Quote every line of the data below as it stands, omitting pictures.

____ Excerpted data

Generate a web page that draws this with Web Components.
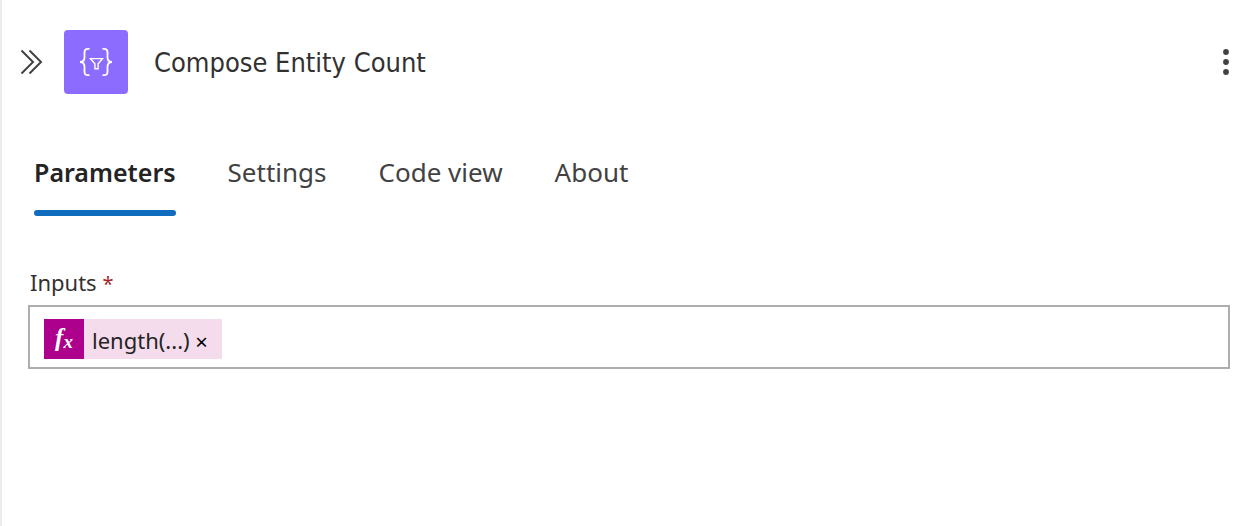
<!DOCTYPE html>
<html lang="en">
<head>
<meta charset="utf-8">
<title>Compose Entity Count</title>
<style>
html, body { margin: 0; min-height: 100%; background: #fff; }
body { display: flex; min-height: 100vh; font-family: "Noto Sans", "Open Sans", sans-serif; color: #242424; }
</style>
</head>
<body>
<action-panel>
  <panel-header slot="header">Compose Entity Count</panel-header>
  <panel-tabs slot="tabs">
    <panel-tab selected>Parameters</panel-tab>
    <panel-tab>Settings</panel-tab>
    <panel-tab>Code view</panel-tab>
    <panel-tab>About</panel-tab>
  </panel-tabs>
  <token-field label="Inputs"><expression-token>length(...)</expression-token></token-field>
</action-panel>
<script>
const define = (name, markup, setup) => customElements.define(name, class extends HTMLElement {
  constructor() {
    super();
    this.attachShadow({ mode: "open" }).innerHTML = markup;
  }
  connectedCallback() { if (setup) setup(this, this.shadowRoot); }
});

define("action-panel", `
<style>
  :host { display: block; flex: 1; min-width: 0; border-left: 2px solid #ebebeb; }
  main { padding: 50px 26px 0; }
</style>
<slot name="header"></slot>
<slot name="tabs"></slot>
<main><slot></slot></main>`);

define("panel-header", `
<style>
  :host { display: block; }
  header { display: flex; align-items: center; padding: 30px 17px 0 16px; }
  button { display: grid; place-items: center; border: 0; padding: 0; background: none; width: 26px; height: 32px; cursor: pointer; }
  .logo { width: 64px; height: 64px; margin: 0 26px 0 20px; border-radius: 4px; background: #8c6cff; }
  svg { display: block; }
  h1 { flex: 1; margin: 0; padding-top: 2px; font: 400 27px/40px "DejaVu Sans Condensed", "Noto Sans", sans-serif; color: #323130; }
</style>
<header>
  <button aria-label="Collapse">
    <svg width="26" height="32" viewBox="0 0 26 32" fill="none" stroke="#424242" stroke-width="2"><path d="M3.500 4.500 15 16 3.500 27.500M11.500 4.500 23 16 11.500 27.500"/></svg>
  </button>
  <svg class="logo" viewBox="0 0 64 64" fill="none" stroke="#fff" stroke-width="1.800" aria-hidden="true">
    <path d="M25.500 18.800h-1.500q-3.500 0-3.500 3.500v5q0 4.700-4.500 4.700 4.500 0 4.500 4.700v5q0 3.500 3.500 3.500h1.500M38.500 18.800h1.500q3.500 0 3.500 3.500v5q0 4.700 4.500 4.700-4.500 0-4.500 4.700v5q0 3.500-3.500 3.500h-1.500"/>
    <path stroke-width="1.400" d="M26.500 28.600h12l-4.400 5.200v4.900h-3.200v-4.900z"/>
  </svg>
  <h1><slot></slot></h1>
  <button aria-label="More commands">
    <svg width="26" height="32" viewBox="0 0 26 32" fill="#424242"><circle cx="13" cy="6" r="2.900"/><circle cx="13" cy="16" r="2.900"/><circle cx="13" cy="26" r="2.900"/></svg>
  </button>
</header>`);

define("panel-tabs", `
<style>
  :host { display: block; }
  nav { display: flex; gap: 52px; padding: 56px 32px 0; }
</style>
<nav role="tablist"><slot></slot></nav>`);

define("panel-tab", `
<style>
  :host { display: block; }
  button { display: block; border: 0; padding: 3px 0 19px; background: none; font: 400 26px/38px "Noto Sans", "Open Sans", sans-serif; color: #424242; white-space: nowrap; cursor: pointer; border-radius: 0; }
  .bar { height: 6px; border-radius: 3px; }
  :host([selected]) button { font-size: 25px; font-weight: 600; color: #242424; }
  :host([selected]) .bar { background: #0f6cbd; }
</style>
<button role="tab"><slot></slot></button>
<div class="bar"></div>`, (host, root) => {
  root.querySelector("button").setAttribute("aria-selected", host.hasAttribute("selected"));
});

define("token-field", `
<style>
  :host { display: block; }
  label { display: block; padding-left: 2px; font-size: 22px; line-height: 32px; color: #323130; }
  .required { font-size: 20px; color: #a4262c; }
  .box { display: flex; align-items: center; box-sizing: border-box; min-height: 64px; margin-top: 5px; padding: 10px 14px 6px; border: 2px solid #adadad; }
  input { flex: 1; min-width: 0; border: 0; padding: 0; outline: 0; background: none; font: 22px/32px "Noto Sans", sans-serif; color: inherit; }
</style>
<label for="value"><span class="name"></span> <span class="required">*</span></label>
<div class="box"><slot></slot><input id="value" type="text" required></div>`, (host, root) => {
  root.querySelector(".name").textContent = host.getAttribute("label");
});

define("expression-token", `
<style>
  :host { display: flex; align-items: center; height: 40px; background: #f5dcec; color: #242424; font-size: 22px; line-height: 40px; }
  .fx { display: flex; justify-content: center; width: 40px; height: 40px; background: #ad008c; color: #fff; font: italic 700 25px/38px "Liberation Serif", serif; }
  .fx small { font-size: 19px; line-height: 46px; }
  .text { padding: 2px 0 0 8px; }
  button { width: 24px; height: 40px; margin-right: 8px; padding: 4px 0 0; border: 0; background: none; color: #000; font: 22px/36px "Noto Sans", sans-serif; cursor: pointer; }
</style>
<span class="fx" aria-hidden="true"><span>f</span><small>x</small></span>
<span class="text"><slot></slot></span>
<button aria-label="Remove expression">×</button>`);
</script>
</body>
</html>
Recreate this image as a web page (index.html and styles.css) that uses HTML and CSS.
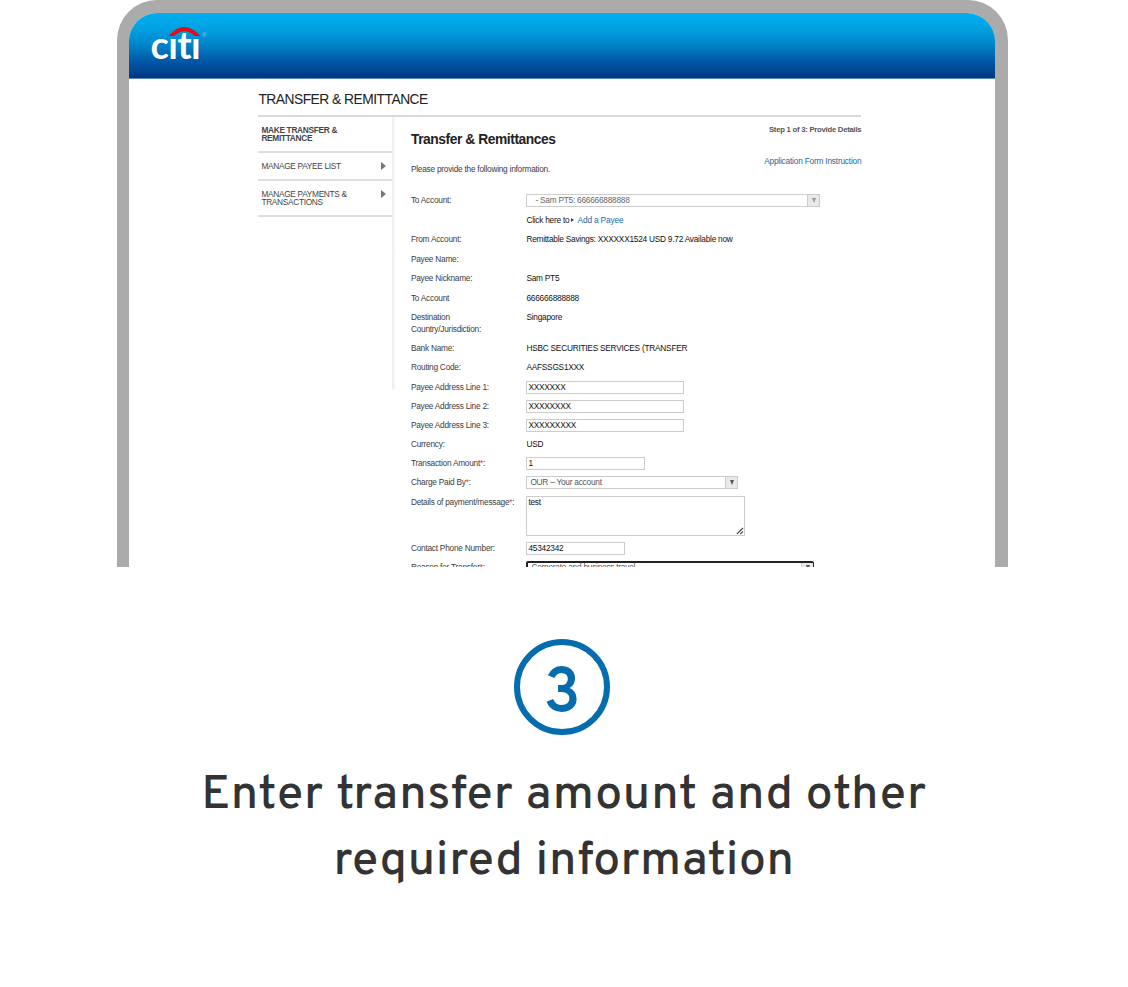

________

** Task output **
Generate a web page that draws this with Web Components.
<!DOCTYPE html>
<html lang="en">
<head>
<meta charset="utf-8">
<title>Compose Entity Count</title>
<style>
html, body { margin: 0; min-height: 100%; background: #fff; }
body { display: flex; min-height: 100vh; font-family: "Noto Sans", "Open Sans", sans-serif; color: #242424; }
</style>
</head>
<body>
<action-panel>
  <panel-header slot="header">Compose Entity Count</panel-header>
  <panel-tabs slot="tabs">
    <panel-tab selected>Parameters</panel-tab>
    <panel-tab>Settings</panel-tab>
    <panel-tab>Code view</panel-tab>
    <panel-tab>About</panel-tab>
  </panel-tabs>
  <token-field label="Inputs"><expression-token>length(...)</expression-token></token-field>
</action-panel>
<script>
const define = (name, markup, setup) => customElements.define(name, class extends HTMLElement {
  constructor() {
    super();
    this.attachShadow({ mode: "open" }).innerHTML = markup;
  }
  connectedCallback() { if (setup) setup(this, this.shadowRoot); }
});

define("action-panel", `
<style>
  :host { display: block; flex: 1; min-width: 0; border-left: 2px solid #ebebeb; }
  main { padding: 50px 26px 0; }
</style>
<slot name="header"></slot>
<slot name="tabs"></slot>
<main><slot></slot></main>`);

define("panel-header", `
<style>
  :host { display: block; }
  header { display: flex; align-items: center; padding: 30px 17px 0 16px; }
  button { display: grid; place-items: center; border: 0; padding: 0; background: none; width: 26px; height: 32px; cursor: pointer; }
  .logo { width: 64px; height: 64px; margin: 0 26px 0 20px; border-radius: 4px; background: #8c6cff; }
  svg { display: block; }
  h1 { flex: 1; margin: 0; padding-top: 2px; font: 400 27px/40px "DejaVu Sans Condensed", "Noto Sans", sans-serif; color: #323130; }
</style>
<header>
  <button aria-label="Collapse">
    <svg width="26" height="32" viewBox="0 0 26 32" fill="none" stroke="#424242" stroke-width="2"><path d="M3.500 4.500 15 16 3.500 27.500M11.500 4.500 23 16 11.500 27.500"/></svg>
  </button>
  <svg class="logo" viewBox="0 0 64 64" fill="none" stroke="#fff" stroke-width="1.800" aria-hidden="true">
    <path d="M25.500 18.800h-1.500q-3.500 0-3.500 3.500v5q0 4.700-4.500 4.700 4.500 0 4.500 4.700v5q0 3.500 3.500 3.500h1.500M38.500 18.800h1.500q3.500 0 3.500 3.500v5q0 4.700 4.500 4.700-4.500 0-4.500 4.700v5q0 3.500-3.500 3.500h-1.500"/>
    <path stroke-width="1.400" d="M26.500 28.600h12l-4.400 5.200v4.900h-3.200v-4.900z"/>
  </svg>
  <h1><slot></slot></h1>
  <button aria-label="More commands">
    <svg width="26" height="32" viewBox="0 0 26 32" fill="#424242"><circle cx="13" cy="6" r="2.900"/><circle cx="13" cy="16" r="2.900"/><circle cx="13" cy="26" r="2.900"/></svg>
  </button>
</header>`);

define("panel-tabs", `
<style>
  :host { display: block; }
  nav { display: flex; gap: 52px; padding: 56px 32px 0; }
</style>
<nav role="tablist"><slot></slot></nav>`);

define("panel-tab", `
<style>
  :host { display: block; }
  button { display: block; border: 0; padding: 3px 0 19px; background: none; font: 400 26px/38px "Noto Sans", "Open Sans", sans-serif; color: #424242; white-space: nowrap; cursor: pointer; border-radius: 0; }
  .bar { height: 6px; border-radius: 3px; }
  :host([selected]) button { font-size: 25px; font-weight: 600; color: #242424; }
  :host([selected]) .bar { background: #0f6cbd; }
</style>
<button role="tab"><slot></slot></button>
<div class="bar"></div>`, (host, root) => {
  root.querySelector("button").setAttribute("aria-selected", host.hasAttribute("selected"));
});

define("token-field", `
<style>
  :host { display: block; }
  label { display: block; padding-left: 2px; font-size: 22px; line-height: 32px; color: #323130; }
  .required { font-size: 20px; color: #a4262c; }
  .box { display: flex; align-items: center; box-sizing: border-box; min-height: 64px; margin-top: 5px; padding: 10px 14px 6px; border: 2px solid #adadad; }
  input { flex: 1; min-width: 0; border: 0; padding: 0; outline: 0; background: none; font: 22px/32px "Noto Sans", sans-serif; color: inherit; }
</style>
<label for="value"><span class="name"></span> <span class="required">*</span></label>
<div class="box"><slot></slot><input id="value" type="text" required></div>`, (host, root) => {
  root.querySelector(".name").textContent = host.getAttribute("label");
});

define("expression-token", `
<style>
  :host { display: flex; align-items: center; height: 40px; background: #f5dcec; color: #242424; font-size: 22px; line-height: 40px; }
  .fx { display: flex; justify-content: center; width: 40px; height: 40px; background: #ad008c; color: #fff; font: italic 700 25px/38px "Liberation Serif", serif; }
  .fx small { font-size: 19px; line-height: 46px; }
  .text { padding: 2px 0 0 8px; }
  button { width: 24px; height: 40px; margin-right: 8px; padding: 4px 0 0; border: 0; background: none; color: #000; font: 22px/36px "Noto Sans", sans-serif; cursor: pointer; }
</style>
<span class="fx" aria-hidden="true"><span>f</span><small>x</small></span>
<span class="text"><slot></slot></span>
<button aria-label="Remove expression">×</button>`);
</script>
</body>
</html>
Recreate this image as a web page (index.html and styles.css) that uses HTML and CSS.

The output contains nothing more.